## Task details
Write the records below out in full, character for character, with no pictures.

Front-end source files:
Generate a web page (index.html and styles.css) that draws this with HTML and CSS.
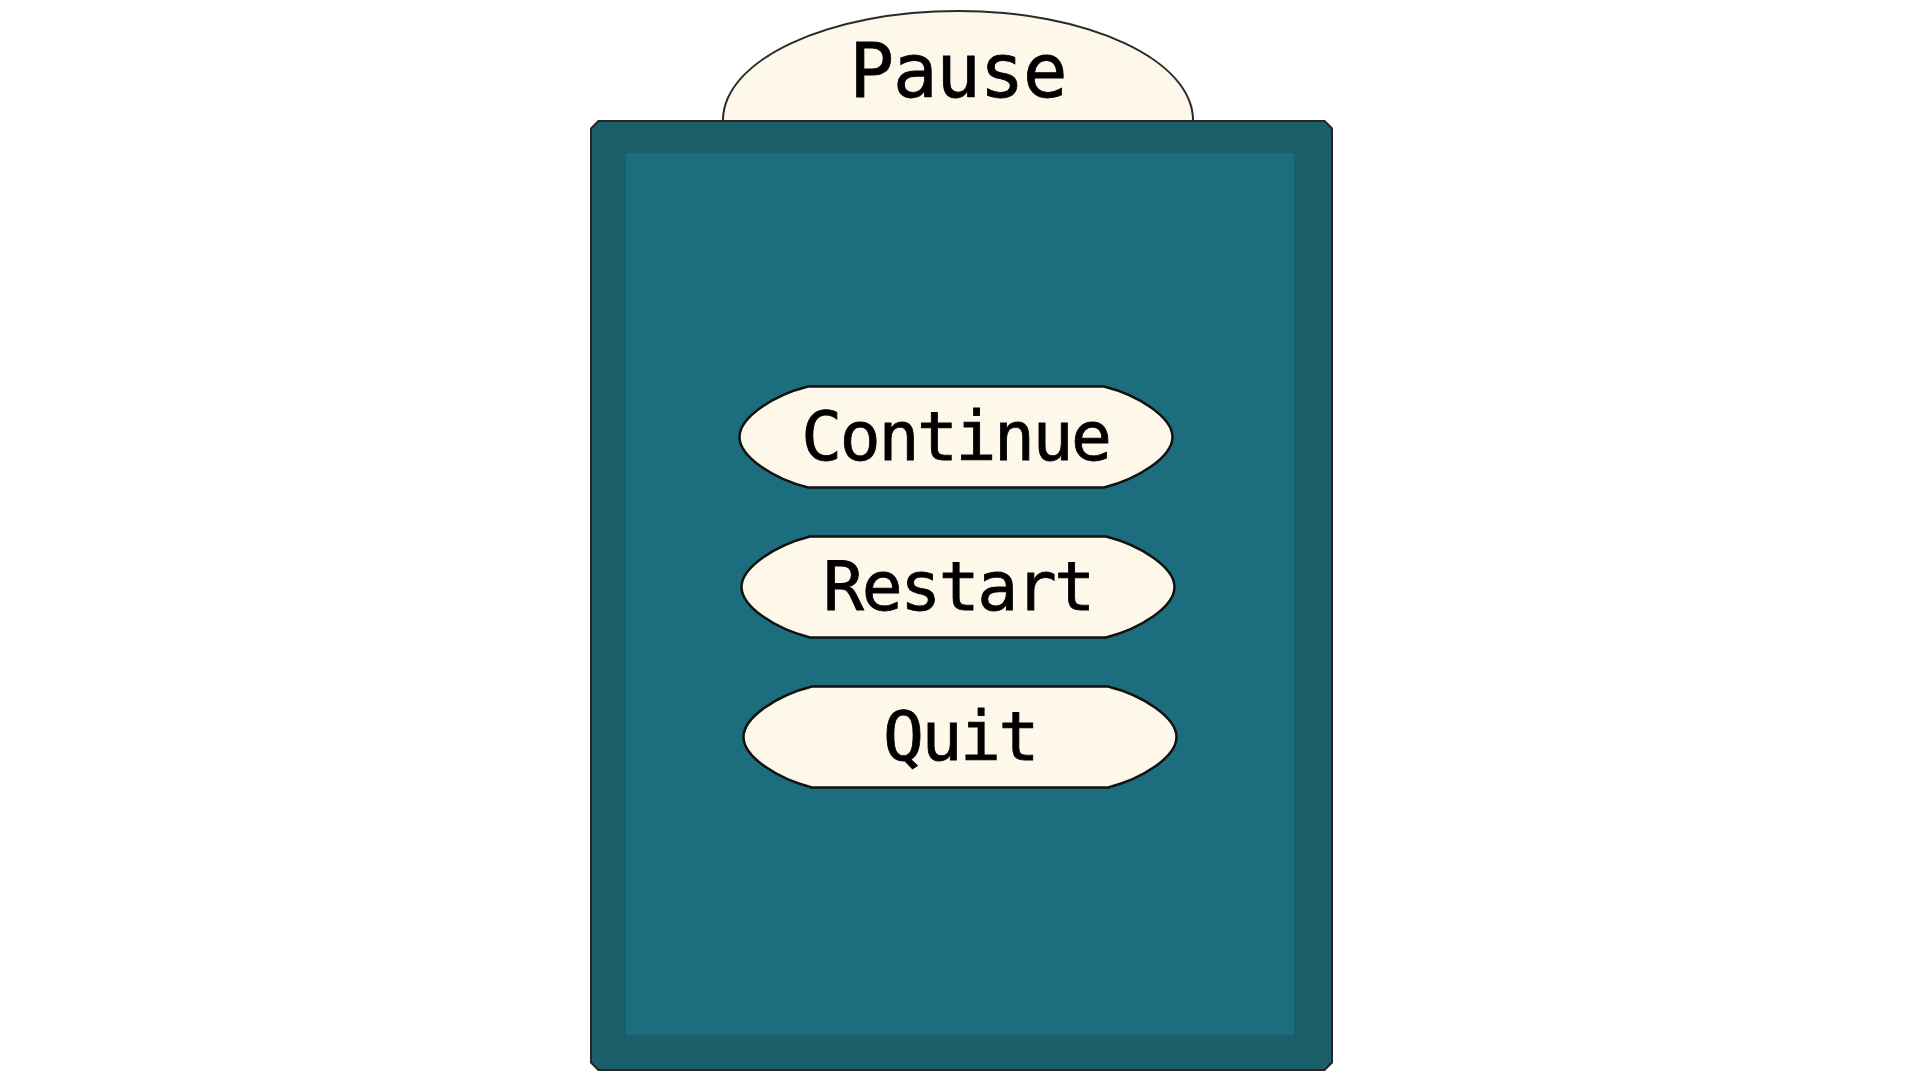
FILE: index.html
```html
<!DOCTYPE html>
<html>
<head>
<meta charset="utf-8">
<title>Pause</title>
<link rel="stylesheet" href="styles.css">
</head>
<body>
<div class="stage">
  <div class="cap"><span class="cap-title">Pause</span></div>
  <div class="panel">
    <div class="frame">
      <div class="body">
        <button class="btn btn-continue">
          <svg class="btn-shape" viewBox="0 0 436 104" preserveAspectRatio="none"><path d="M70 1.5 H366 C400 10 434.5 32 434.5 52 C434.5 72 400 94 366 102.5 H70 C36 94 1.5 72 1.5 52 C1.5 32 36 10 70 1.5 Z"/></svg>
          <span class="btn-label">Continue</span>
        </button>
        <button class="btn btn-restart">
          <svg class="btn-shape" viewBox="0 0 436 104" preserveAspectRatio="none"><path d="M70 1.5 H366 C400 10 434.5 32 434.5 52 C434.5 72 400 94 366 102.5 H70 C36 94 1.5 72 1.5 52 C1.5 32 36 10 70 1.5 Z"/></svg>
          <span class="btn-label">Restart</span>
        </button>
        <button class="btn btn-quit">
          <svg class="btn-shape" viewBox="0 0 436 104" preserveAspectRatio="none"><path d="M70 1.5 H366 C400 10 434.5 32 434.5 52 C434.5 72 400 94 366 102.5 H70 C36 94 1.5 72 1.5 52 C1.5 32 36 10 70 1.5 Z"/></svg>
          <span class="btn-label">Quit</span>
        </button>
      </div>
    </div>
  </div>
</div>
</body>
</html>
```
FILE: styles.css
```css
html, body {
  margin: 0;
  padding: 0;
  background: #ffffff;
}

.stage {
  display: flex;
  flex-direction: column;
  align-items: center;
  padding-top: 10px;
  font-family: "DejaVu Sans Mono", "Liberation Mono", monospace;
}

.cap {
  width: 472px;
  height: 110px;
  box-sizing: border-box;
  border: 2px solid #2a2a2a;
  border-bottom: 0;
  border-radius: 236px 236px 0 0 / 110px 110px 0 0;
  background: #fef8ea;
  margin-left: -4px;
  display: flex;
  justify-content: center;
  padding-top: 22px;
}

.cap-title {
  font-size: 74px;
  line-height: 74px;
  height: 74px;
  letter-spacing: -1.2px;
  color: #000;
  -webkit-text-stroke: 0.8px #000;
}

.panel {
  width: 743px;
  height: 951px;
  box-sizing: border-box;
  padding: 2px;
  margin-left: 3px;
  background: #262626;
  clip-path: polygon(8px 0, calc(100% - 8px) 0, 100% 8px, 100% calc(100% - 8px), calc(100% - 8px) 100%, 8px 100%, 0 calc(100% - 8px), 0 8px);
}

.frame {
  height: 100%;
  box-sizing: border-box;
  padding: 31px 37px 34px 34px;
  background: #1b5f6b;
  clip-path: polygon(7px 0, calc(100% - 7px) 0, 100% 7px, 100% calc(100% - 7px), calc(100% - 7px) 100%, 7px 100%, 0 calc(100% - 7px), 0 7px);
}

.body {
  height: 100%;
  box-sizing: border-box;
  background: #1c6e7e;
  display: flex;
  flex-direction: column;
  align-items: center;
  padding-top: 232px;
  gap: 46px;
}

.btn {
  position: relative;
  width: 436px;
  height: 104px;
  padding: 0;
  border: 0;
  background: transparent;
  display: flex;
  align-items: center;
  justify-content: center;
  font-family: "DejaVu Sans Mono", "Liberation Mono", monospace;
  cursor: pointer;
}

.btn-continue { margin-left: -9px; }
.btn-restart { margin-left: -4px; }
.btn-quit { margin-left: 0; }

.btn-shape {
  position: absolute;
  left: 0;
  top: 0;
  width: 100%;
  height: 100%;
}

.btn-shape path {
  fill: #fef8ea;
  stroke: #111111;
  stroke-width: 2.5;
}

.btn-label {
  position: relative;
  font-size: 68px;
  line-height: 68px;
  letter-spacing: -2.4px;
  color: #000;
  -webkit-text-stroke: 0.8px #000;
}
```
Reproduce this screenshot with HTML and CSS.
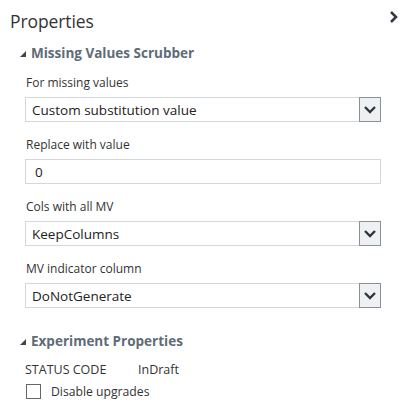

## Finished task
Generate a web page (index.html and styles.css) that draws this with HTML and CSS.
FILE: index.html
```html
<!DOCTYPE html>
<html>
<head>
<meta charset="utf-8">
<title>Pause</title>
<link rel="stylesheet" href="styles.css">
</head>
<body>
<div class="stage">
  <div class="cap"><span class="cap-title">Pause</span></div>
  <div class="panel">
    <div class="frame">
      <div class="body">
        <button class="btn btn-continue">
          <svg class="btn-shape" viewBox="0 0 436 104" preserveAspectRatio="none"><path d="M70 1.5 H366 C400 10 434.5 32 434.5 52 C434.5 72 400 94 366 102.5 H70 C36 94 1.5 72 1.5 52 C1.5 32 36 10 70 1.5 Z"/></svg>
          <span class="btn-label">Continue</span>
        </button>
        <button class="btn btn-restart">
          <svg class="btn-shape" viewBox="0 0 436 104" preserveAspectRatio="none"><path d="M70 1.5 H366 C400 10 434.5 32 434.5 52 C434.5 72 400 94 366 102.5 H70 C36 94 1.5 72 1.5 52 C1.5 32 36 10 70 1.5 Z"/></svg>
          <span class="btn-label">Restart</span>
        </button>
        <button class="btn btn-quit">
          <svg class="btn-shape" viewBox="0 0 436 104" preserveAspectRatio="none"><path d="M70 1.5 H366 C400 10 434.5 32 434.5 52 C434.5 72 400 94 366 102.5 H70 C36 94 1.5 72 1.5 52 C1.5 32 36 10 70 1.5 Z"/></svg>
          <span class="btn-label">Quit</span>
        </button>
      </div>
    </div>
  </div>
</div>
</body>
</html>
```
FILE: styles.css
```css
html, body {
  margin: 0;
  padding: 0;
  background: #ffffff;
}

.stage {
  display: flex;
  flex-direction: column;
  align-items: center;
  padding-top: 10px;
  font-family: "DejaVu Sans Mono", "Liberation Mono", monospace;
}

.cap {
  width: 472px;
  height: 110px;
  box-sizing: border-box;
  border: 2px solid #2a2a2a;
  border-bottom: 0;
  border-radius: 236px 236px 0 0 / 110px 110px 0 0;
  background: #fef8ea;
  margin-left: -4px;
  display: flex;
  justify-content: center;
  padding-top: 22px;
}

.cap-title {
  font-size: 74px;
  line-height: 74px;
  height: 74px;
  letter-spacing: -1.2px;
  color: #000;
  -webkit-text-stroke: 0.8px #000;
}

.panel {
  width: 743px;
  height: 951px;
  box-sizing: border-box;
  padding: 2px;
  margin-left: 3px;
  background: #262626;
  clip-path: polygon(8px 0, calc(100% - 8px) 0, 100% 8px, 100% calc(100% - 8px), calc(100% - 8px) 100%, 8px 100%, 0 calc(100% - 8px), 0 8px);
}

.frame {
  height: 100%;
  box-sizing: border-box;
  padding: 31px 37px 34px 34px;
  background: #1b5f6b;
  clip-path: polygon(7px 0, calc(100% - 7px) 0, 100% 7px, 100% calc(100% - 7px), calc(100% - 7px) 100%, 7px 100%, 0 calc(100% - 7px), 0 7px);
}

.body {
  height: 100%;
  box-sizing: border-box;
  background: #1c6e7e;
  display: flex;
  flex-direction: column;
  align-items: center;
  padding-top: 232px;
  gap: 46px;
}

.btn {
  position: relative;
  width: 436px;
  height: 104px;
  padding: 0;
  border: 0;
  background: transparent;
  display: flex;
  align-items: center;
  justify-content: center;
  font-family: "DejaVu Sans Mono", "Liberation Mono", monospace;
  cursor: pointer;
}

.btn-continue { margin-left: -9px; }
.btn-restart { margin-left: -4px; }
.btn-quit { margin-left: 0; }

.btn-shape {
  position: absolute;
  left: 0;
  top: 0;
  width: 100%;
  height: 100%;
}

.btn-shape path {
  fill: #fef8ea;
  stroke: #111111;
  stroke-width: 2.5;
}

.btn-label {
  position: relative;
  font-size: 68px;
  line-height: 68px;
  letter-spacing: -2.4px;
  color: #000;
  -webkit-text-stroke: 0.8px #000;
}
```
Reproduce this screenshot with HTML and CSS.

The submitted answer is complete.